Let us take something as simple as clothing. It’s the brands that dictate what is in fashion, and what is not. Irrespective of our comfort, we follow their veiled diktat, and ridicule those who don’t.

 

Throughout the movie, the corporation addresses Mila’s character Alice as ‘Project Alice’. This is exactly how most corporations think of us consumers. They regard us not as individuals, but as objects to be snared for sales, gradation, and brand loyalty. We are mirror images of each other. We not only dress the way the majority does, but we also prefer similar careers, hobbies, gadgets. We even eat the same food, read the same books, and have the same opinions.

 

The 2010 Oscar-winning film Inception plays with the idea of corporate espionage, where agents spy on people’s dreams. Its characters enter the sub-conscious mind and steal ideas. They also implant ideas and thoughts in dreams. We do not need any burglar to enter our dreams, for we lay our minds bare on social networking sites, survey forms and marketing research questionnaires.

Leonardo dicaprio in Inception

Some creative efforts keep the symbolism minimal, like the TV Series Supernatural. In one of its episodes, the devil runs a major fast food chain. He subjugates people through addiction to the unhealthy food his company promotes.

 

The attack on corporates through sci-fi and fantasy is not new, though.

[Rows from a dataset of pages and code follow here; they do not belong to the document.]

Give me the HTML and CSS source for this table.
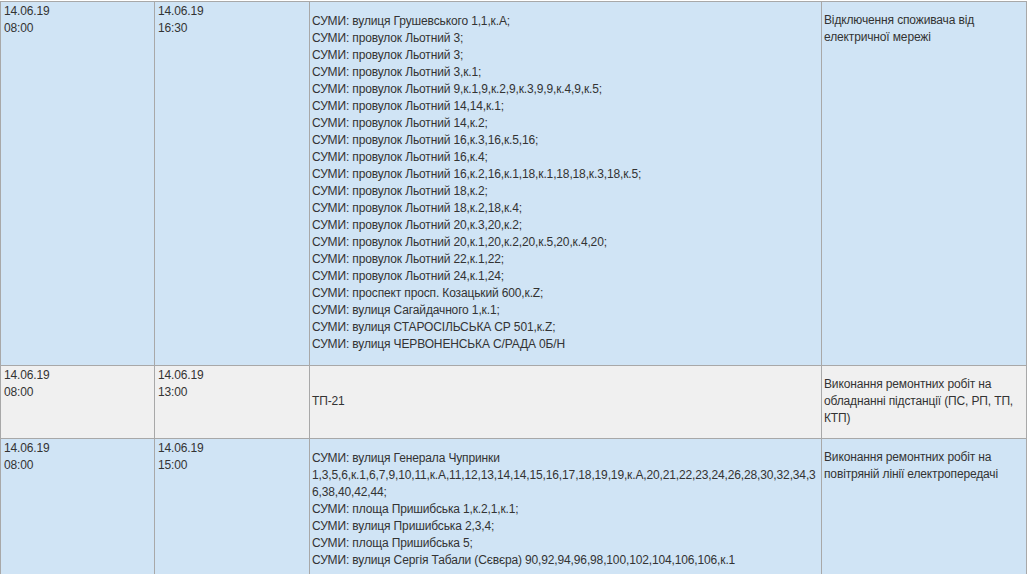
FILE: index.html
```html
<!DOCTYPE html>
<html lang="uk">
<head>
<meta charset="utf-8">
<title>Відключення</title>
<link rel="stylesheet" href="styles.css">
</head>
<body>
<div class="wrap">
<table class="outages">
  <colgroup>
    <col class="c-date">
    <col class="c-date2">
    <col class="c-addr">
    <col class="c-desc">
  </colgroup>
  <tbody>
    <tr class="row-blue">
      <td class="date">14.06.19<br>08:00</td>
      <td class="date">14.06.19<br>16:30</td>
      <td class="addr">СУМИ: вулиця Грушевського 1,1,к.А;<br>СУМИ: провулок Льотний 3;<br>СУМИ: провулок Льотний 3;<br>СУМИ: провулок Льотний 3,к.1;<br>СУМИ: провулок Льотний 9,к.1,9,к.2,9,к.3,9,9,к.4,9,к.5;<br>СУМИ: провулок Льотний 14,14,к.1;<br>СУМИ: провулок Льотний 14,к.2;<br>СУМИ: провулок Льотний 16,к.3,16,к.5,16;<br>СУМИ: провулок Льотний 16,к.4;<br>СУМИ: провулок Льотний 16,к.2,16,к.1,18,к.1,18,18,к.3,18,к.5;<br>СУМИ: провулок Льотний 18,к.2;<br>СУМИ: провулок Льотний 18,к.2,18,к.4;<br>СУМИ: провулок Льотний 20,к.3,20,к.2;<br>СУМИ: провулок Льотний 20,к.1,20,к.2,20,к.5,20,к.4,20;<br>СУМИ: провулок Льотний 22,к.1,22;<br>СУМИ: провулок Льотний 24,к.1,24;<br>СУМИ: проспект просп. Козацький 600,к.Z;<br>СУМИ: вулиця Сагайдачного 1,к.1;<br>СУМИ: вулиця СТАРОСІЛЬСЬКА СР 501,к.Z;<br>СУМИ: вулиця ЧЕРВОНЕНСЬКА С/РАДА 0Б/Н</td>
      <td class="desc">Відключення споживача від електричної мережі</td>
    </tr>
    <tr class="row-gray">
      <td class="date">14.06.19<br>08:00</td>
      <td class="date">14.06.19<br>13:00</td>
      <td class="addr">ТП-21</td>
      <td class="desc">Виконання ремонтних робіт на обладнанні підстанції (ПС, РП, ТП, КТП)</td>
    </tr>
    <tr class="row-blue">
      <td class="date">14.06.19<br>08:00</td>
      <td class="date">14.06.19<br>15:00</td>
      <td class="addr">СУМИ: вулиця Генерала Чупринки 1,3,5,6,к.1,6,7,9,10,11,к.А,11,12,13,14,14,15,16,17,18,19,19,к.А,20,21,22,23,24,26,28,30,32,34,36,38,40,42,44;<br>СУМИ: площа Пришибська 1,к.2,1,к.1;<br>СУМИ: вулиця Пришибська 2,3,4;<br>СУМИ: площа Пришибська 5;<br>СУМИ: вулиця Сергія Табали (Сєвєра) 90,92,94,96,98,100,102,104,106,106,к.1</td>
      <td class="desc">Виконання ремонтних робіт на повітряній лінії електропередачі</td>
    </tr>
  </tbody>
</table>
</div>
</body>
</html>
```

FILE: styles.css
```css
html, body {
  margin: 0;
  padding: 0;
  background: #ffffff;
}
.wrap {
  padding-top: 1px;
}
.outages {
  border-collapse: collapse;
  table-layout: fixed;
  width: 1026px;
  font-family: "Liberation Sans", Arial, sans-serif;
  font-size: 12px;
  line-height: 17px;
  letter-spacing: -0.14px;
  color: #333333;
}
.c-date { width: 154px; }
.c-date2 { width: 155px; }
.c-addr { width: 512px; }
.c-desc { width: 205px; }
.outages td {
  border: 1px solid #a8a8a8;
  overflow-wrap: anywhere;
}
.row-blue td { background: #d0e4f5; }
.row-gray td { background: #f0f0f0; }
.date {
  vertical-align: top;
  padding: 1px 3px;
}
.addr {
  vertical-align: middle;
  padding: 11px 2px 12px;
}
.desc {
  vertical-align: top;
  padding: 10px 2px 11px;
}
```
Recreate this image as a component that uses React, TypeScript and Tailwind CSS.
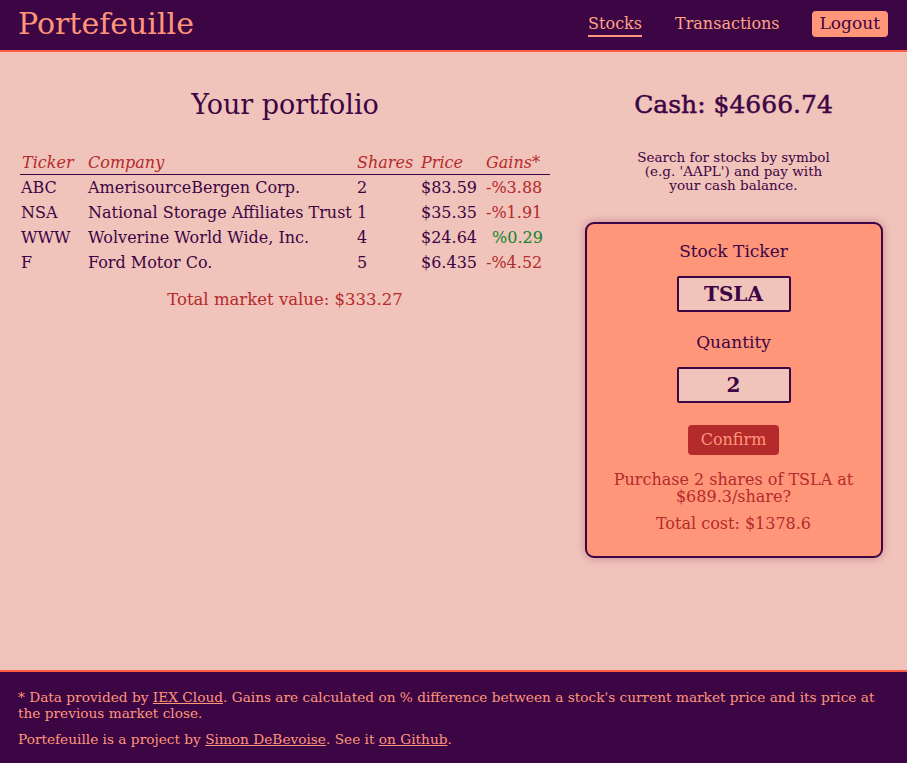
import React from "react";

const rows = [
  { t: "ABC", c: "AmerisourceBergen Corp.", s: "2", p: "$83.59", g: "-%3.88", up: false },
  { t: "NSA", c: "National Storage Affiliates Trust", s: "1", p: "$35.35", g: "-%1.91", up: false },
  { t: "WWW", c: "Wolverine World Wide, Inc.", s: "4", p: "$24.64", g: "%0.29", up: true },
  { t: "F", c: "Ford Motor Co.", s: "5", p: "$6.435", g: "-%4.52", up: false },
];

export default function App() {
  return (
    <div
      className="min-h-screen flex flex-col bg-[#f0c3bb] text-[#3c0544]"
      style={{ fontFamily: '"DejaVu Serif", "Liberation Serif", serif' }}
    >
      <header className="h-[52px] bg-[#3c0544] border-b-2 border-[#ff5a44] flex items-center justify-between pl-[18px] pr-[19px]">
        <div className="text-[30px] leading-none text-[#ff967a] -mt-[3px]">Portefeuille</div>
        <nav className="flex items-center text-[16px] -mt-[2px]">
          <span className="text-[#ffa486] border-b-2 border-[#ff967a] leading-[22px] pt-[1px] mt-[1px]">Stocks</span>
          <span className="text-[#ffa486] ml-[33px] leading-[22px]">Transactions</span>
          <span className="ml-[32px] bg-[#ff967a] text-[#3c0544] rounded-[4px] h-[26px] px-[8px] flex items-center text-[17px]">Logout</span>
        </nav>
      </header>

      <main className="flex-1 flex">
        <section className="w-[570px] flex flex-col items-center pl-[20px] pr-[20px]">
          <h2 className="text-[27px] leading-[32px] mt-[37px]">Your portfolio</h2>
          <table className="w-[530px] table-fixed border-collapse mt-[32px] text-[16px] leading-[20px]">
            <colgroup>
              <col className="w-[66px]" />
              <col className="w-[269px]" />
              <col className="w-[64px]" />
              <col className="w-[65px]" />
              <col className="w-[66px]" />
            </colgroup>
            <thead>
              <tr className="italic text-[#b52a2a] border-b border-[#3c0544] h-[21px]">
                <th className="font-normal text-left px-[2px] align-top">Ticker</th>
                <th className="font-normal text-left px-[2px] align-top">Company</th>
                <th className="font-normal text-left px-[2px] align-top">Shares</th>
                <th className="font-normal text-left px-[2px] align-top">Price</th>
                <th className="font-normal text-left px-[2px] align-top">Gains*</th>
              </tr>
            </thead>
            <tbody>
              {rows.map((r) => (
                <tr key={r.t} className="h-[25px]">
                  <td className="px-[1px] pt-[3px] whitespace-nowrap">{r.t}</td>
                  <td className="px-[2px] pt-[3px] whitespace-nowrap">{r.c}</td>
                  <td className="px-[2px] pt-[3px]">{r.s}</td>
                  <td className="px-[2px] pt-[3px]">{r.p}</td>
                  <td className={"pr-[2px] pt-[3px] " + (r.up ? "text-[#12852a] pl-[8px]" : "text-[#b52a2a] pl-[2px]")}>{r.g}</td>
                </tr>
              ))}
            </tbody>
          </table>
          <p className="text-[#b52a2a] text-[16.5px] leading-[20px] mt-[16px]">Total market value: $333.27</p>
        </section>

        <section className="flex-1 flex flex-col items-center pr-[10px]">
          <h2 className="text-[25px] leading-[32px] mt-[37px] [-webkit-text-stroke:0.5px_#3c0544]">Cash: $4666.74</h2>
          <p className="text-[13.5px] leading-[14px] text-center mt-[29px]">
            Search for stocks by symbol
            <br />
            (e.g. 'AAPL') and pay with
            <br />
            your cash balance.
          </p>
          <div className="mt-[30px] w-[298px] h-[336px] bg-[#ff967a] border-2 border-[#3c0544] rounded-[9px] shadow-[0_0_8px_rgba(120,20,60,0.35)] flex flex-col items-center pt-[15px]">
            <div className="text-[17px] leading-[24px]">Stock Ticker</div>
            <div className="mt-[13px] w-[114px] h-[36px] bg-[#f0c3bb] border-2 border-[#3c0544] rounded-[2px] flex items-center justify-center text-[20px] font-bold">TSLA</div>
            <div className="mt-[18px] text-[17px] leading-[24px]">Quantity</div>
            <div className="mt-[13px] w-[114px] h-[36px] bg-[#f0c3bb] border-2 border-[#3c0544] rounded-[2px] flex items-center justify-center text-[20px] font-bold">2</div>
            <div className="mt-[22px] w-[91px] h-[30px] bg-[#b52a2a] rounded-[4px] text-[#ff967a] text-[16px] flex items-center justify-center">Confirm</div>
            <p className="mt-[16px] text-[#b52a2a] text-[16px] leading-[17px] text-center">
              Purchase 2 shares of TSLA at
              <br />
              $689.3/share?
            </p>
            <p className="mt-[9px] text-[#b52a2a] text-[16px] leading-[20px]">Total cost: $1378.6</p>
          </div>
        </section>
      </main>

      <footer className="bg-[#3c0544] border-t-2 border-[#ff5a44] text-[#ff967a] text-[13.7px] px-[18px] pt-[17px] pb-[16px]">
        <p className="leading-[16px]">
          * Data provided by <span className="underline">IEX Cloud</span>. Gains are calculated on % difference between a stock's current market price and its price at the previous market close.
        </p>
        <p className="leading-[16px] mt-[10px]">
          Portefeuille is a project by <span className="underline">Simon DeBevoise</span>. See it <span className="underline">on Github</span>.
        </p>
      </footer>
    </div>
  );
}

JRR Tolkien’s The Lord of the Rings, written in the 1950s, speaks of growing industrialisation and destruction of the environment by big industries. In the book, later made into a movie, the corrupt wizard Saruman destroys a forest to build his evil army. This army is shown busy at work with machinery and inventions.

 

Sci-fi and fantasy stories are often dismissed as silly works of the imagination. That is simply because we fail to see the representation behind the flying saucers and broomstick riding. For instance, C S Lewis’ collection The Chronicles of Narnia speaks of Christianity, where the lion Aslan represents Christ. Philip Pullman’s Northern Lights (The Golden Compass is the name of its film version), speaks of the repression of the child’s inner voice by the church and the education system. The most recent Suzanne Collins’ novel, The Hunger Games, made into a blockbuster movie of the same name, predicts a future where people will be controlled through reality TV shows.

Raja Ravi Varma’s painting of a scene in Ramayana

I would compare the intent of these stories to that of our myths, legends and Biblical stories, which feature magical elements, and at the same time show the sociological, economic and political conditions of their times. Buddha’s teachings gained popularity because of the Jataka tales, simple stories where animals speak and ghosts weep.

 

If we dissociate religion from the Ramayana and look at it objectively, we find that it is also a fantasy tale. It has a prince, a kidnapped princess, demons, birds that talk, and an army of monkeys and bears. Yet, the story teaches us a way of life and is the basis of our culture.